WOW! You're so funny! Haven't laughed like that in a while... :) I go to Princeton and I can really relate to some of the things you're saying here. Just wondering.. are you in class of 2015? What do you study? I'd love to see more of your videos(after I'm done with of all the current ones that is). And who knows.. maybe I'll be the one to take Princeton to the same internet sarcasm platform :) You're awesome! keep posting!
Lol, I don't believe it until I see it for myself. THey might not be pretentious to eachother, but definitly that way to everyone who DOESN'T go there.
i don't think thats fair. innocent until proven guilty. not the other way around. people still have this skewed idea of harvard in their minds. it is so much more diverse now in every way.
***** are you even serious? I don't feel the need to explain anything to you because you are clearly ignorant. but if you need any type of proof, here are some statistics. As you can see harvard is 50% white and 50% anything else. I go here. I walk around campus everyday. I meet new people everyday of every race and every socioeconomic standing. And even though I owe you no more explanation, in my dorm room alone, we have an asian girl, a black girl, and two european girls. Both of which english wasn't their first language. So you can't talk to me about harvard not being diverse. www.collegedata.com/cs/data/college/college_pg06_tmpl.jhtml?schoolId=444 Show less
JenB303 I wasn't directing this at race at all. I actually don't agree that being white at Harvard has to do with the pretentious attitude at all. You can be any race and be that way. However, it might now be as "skewed" as many people put it out there as, it still has a pretentious "ivy-league" attitude associated with it. I mean, I don't doubt that I would even be that way if I went there. People like to feel special and flaunt it, it is just the way things are.
***** Harvard students "never think about people who are suffering from poverty?" They never "strive to make the world a better place??" Here's a handful of famous, influential Harvard alumni who worked hard to build a better world: Barack Obama, Franklin Roosevelt, Al Gore, Ben Bernanke, John F. Kennedy... just to name a few. Harvard has a total seven Nobel Peace prize winners on its list of alumni. I find it interesting that you called JenB303 a liar, but then when she refuted you with facts, you completely ignored them. You can legitimately criticize certain things about Harvard, like the legacy system, but when you start making up your own statistics and change the subject when you're proven factually wrong, you just look ignorant.
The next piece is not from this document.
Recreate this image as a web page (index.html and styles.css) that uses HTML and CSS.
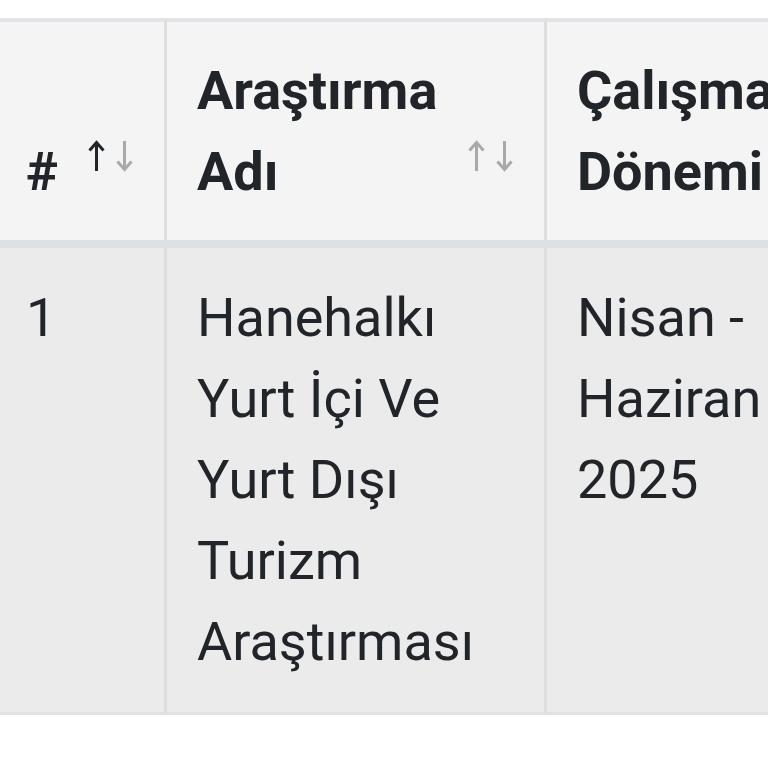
FILE: index.html
```html
<!DOCTYPE html>
<html lang="tr">
<head>
<meta charset="utf-8">
<title>Araştırmalar</title>
<link rel="stylesheet" href="styles.css">
</head>
<body>
<div class="wrap">
  <table class="grid">
    <thead>
      <tr>
        <th class="c-no">#
          <span class="order">
            <svg class="arr on" viewBox="0 0 17 32" width="17" height="32"><path d="M8.5 31V3M1.5 10.5L8.5 2.5L15.5 10.5"/></svg>
            <svg class="arr" viewBox="0 0 17 32" width="17" height="32"><path d="M8.5 1V29M1.5 21.5L8.5 29.5L15.5 21.5"/></svg>
          </span>
        </th>
        <th class="c-name">Araştırma Adı
          <span class="order">
            <svg class="arr" viewBox="0 0 17 32" width="17" height="32"><path d="M8.5 31V3M1.5 10.5L8.5 2.5L15.5 10.5"/></svg>
            <svg class="arr" viewBox="0 0 17 32" width="17" height="32"><path d="M8.5 1V29M1.5 21.5L8.5 29.5L15.5 21.5"/></svg>
          </span>
        </th>
        <th class="c-period">Çalışma Dönemi</th>
      </tr>
    </thead>
    <tbody>
      <tr>
        <td class="c-no">1</td>
        <td class="c-name">Hanehalkı Yurt İçi Ve Yurt Dışı Turizm Araştırması</td>
        <td class="c-period">Nisan - Haziran 2025</td>
      </tr>
    </tbody>
  </table>
</div>
</body>
</html>
```
FILE: styles.css
```css
html, body {
  margin: 0;
  padding: 0;
  background: #ffffff;
  overflow: hidden;
}

.wrap {
  padding-top: 18px;
  width: 768px;
  height: 768px;
  overflow: hidden;
}

.grid {
  margin-left: -4px;
  border-collapse: separate;
  border-spacing: 0;
  table-layout: fixed;
  width: 871px;
  font-family: Roboto, "Liberation Sans", sans-serif;
  font-size: 54px;
  line-height: 1.5;
  color: #212529;
}

.grid th,
.grid td {
  box-sizing: border-box;
  text-align: left;
  padding: 28px 30px;
}

.grid th {
  position: relative;
  vertical-align: bottom;
  font-weight: 700;
  background: #f4f4f5;
  border-top: 4px solid #e2e4e7;
  border-bottom: 8px solid #dde1e6;
}

.grid td {
  vertical-align: top;
  font-weight: 400;
  background: #ebebeb;
  padding-top: 29px;
  padding-bottom: 30px;
  border-bottom: 3px solid #e1e1e1;
}

.c-no {
  width: 171px;
  border-right: 3px solid #dedede;
}

.c-name {
  width: 380px;
  border-right: 3px solid #dedede;
}

.c-period {
  width: 320px;
}

.order {
  position: absolute;
  right: 31px;
  top: 118px;
  display: flex;
  gap: 11px;
}

.arr {
  display: block;
  fill: none;
  stroke: #a9a9a9;
  stroke-width: 3;
  stroke-linecap: butt;
  stroke-linejoin: miter;
}

.arr.on {
  stroke: #212529;
}
```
Um..I don't really care how the students are and if any of you guys do, it better be because you either go there or are applying there because if you don't even have the grades to get in, then what Havard does is Havard's business and the kids who choose to go there can make there own decisions without you. I'm sure that if they went through so much trouble to get in that have put a lot of thought into all the things that you guys are saying. (Btw- I don't go to Harvard I go to ASU but I do believe that it's a good school and I would never put it down just because of it's high standards. I'll just take there students as a challenge in the real world when i'm looking for a job.) :)
Girl, You need to meet people at local community where people can love you regardless of whether or not you go to Harvard. Please communicate your fellow members of your school and develop friendships with them. Also, develop friendships from other schools. Also, this video log will seriously hurt you in terms of finding a job. However, most likely, HR will not have the time to look at your RU-vid during the interview.
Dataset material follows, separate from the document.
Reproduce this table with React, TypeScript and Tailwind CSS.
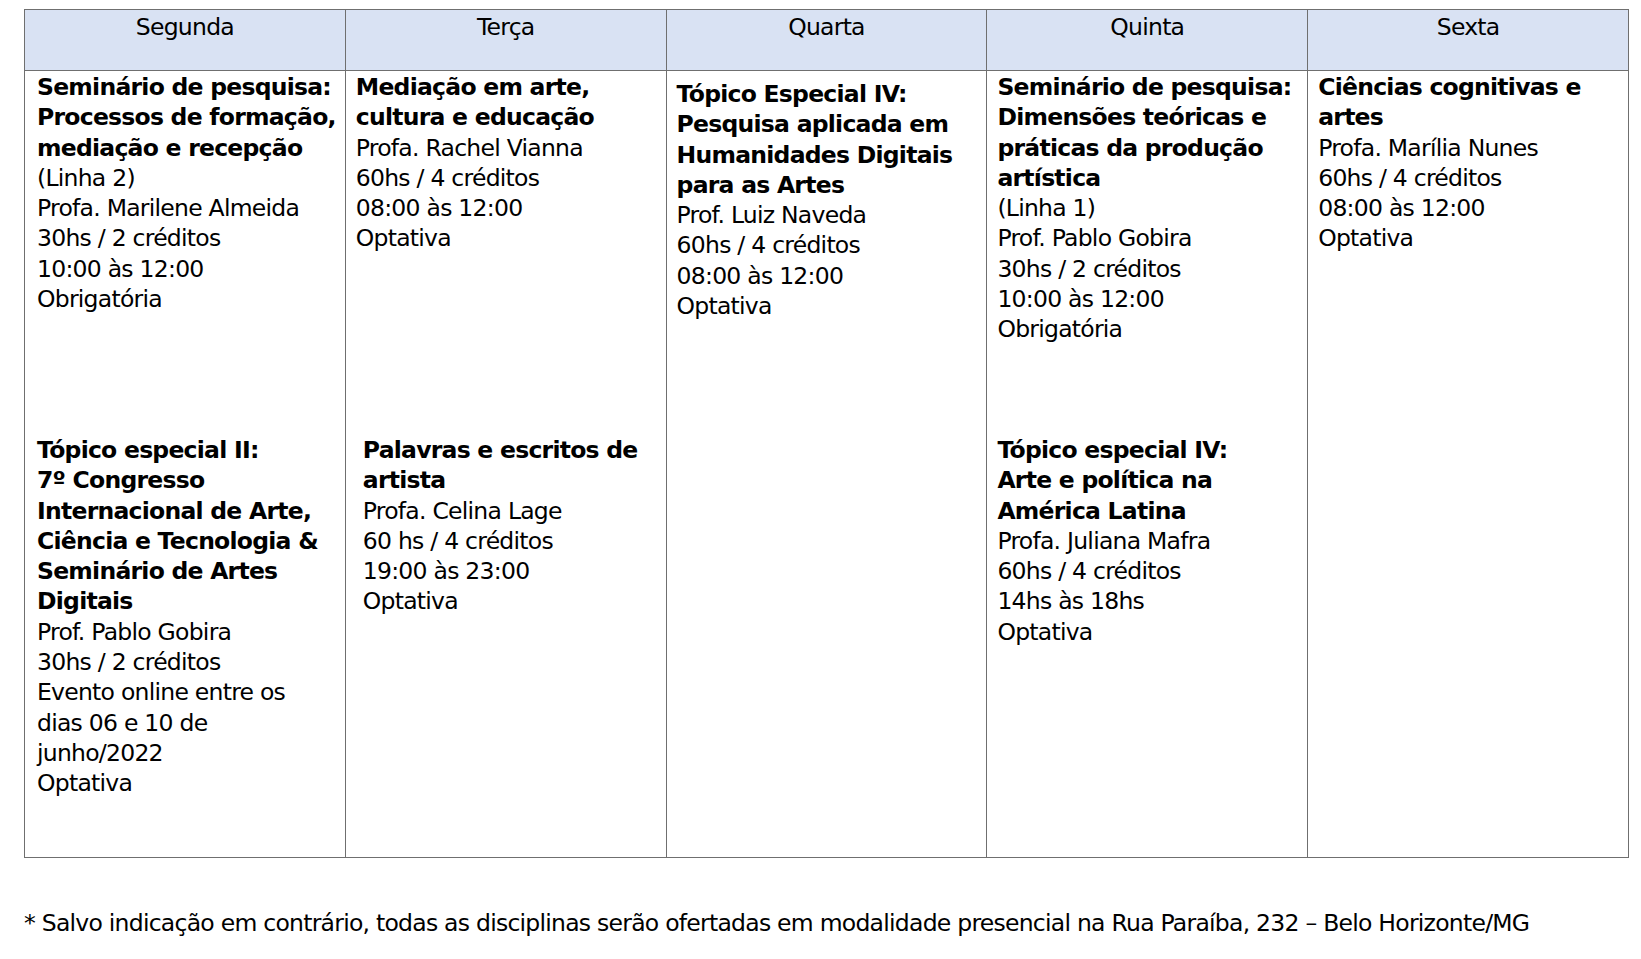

Harvard Yale Princeton all three Universities primarily admitt privileged White kids from wealthy affluent households and they don't even have to be super smart. You also have the White students who get in through alumni association. Now if your are from middle class or working class you have to be super smart.
+Nathan JAHJA I think what this person meant, is that most kids that attend north-eastern prep schools 'expect' to get into some sort of ivy league university. Honestly, its a real standard there, because the ivy league schools are really like a feeder school to that particular prep school. I went to a top notch private school in Philadelphia for elementary school, and getting accepted to PENN was considered a norm. When I moved to Atlanta for high school, getting accepted to PENN was a dream for most students in the top 10% of my class.
Students from upscale privileged households have priority and they do not have to be super smart. A former president who went to Harvard was d average and he was admitted through alumni association.
Guys, stop criticizing her. I've seen a lot of corrections and a lot of rude and sarcastic comments. Honestly, don't be mad because she is more successful than you :)
3rd language. He also knew Korean. And that's my point. You need more than grades and test scores. She probably won some Math competitions, or does some sport, or something extra. You still need the grades, but my point is that she is smarter than it seems.
I lived in DC for a few years. Yeah, tourists suck. Tourists at the Mall walk right out in front of cars as if the magic protection of our Fore Fathers would shield them from disaster. "Well, I cain't dah! This is our nation's capital!"
Whats wrong with nice Universities/Colleges? Just because they have a posh accent which I prefer to any other and can speak properly, whats even worse is that you made a whole video on them, thats sad...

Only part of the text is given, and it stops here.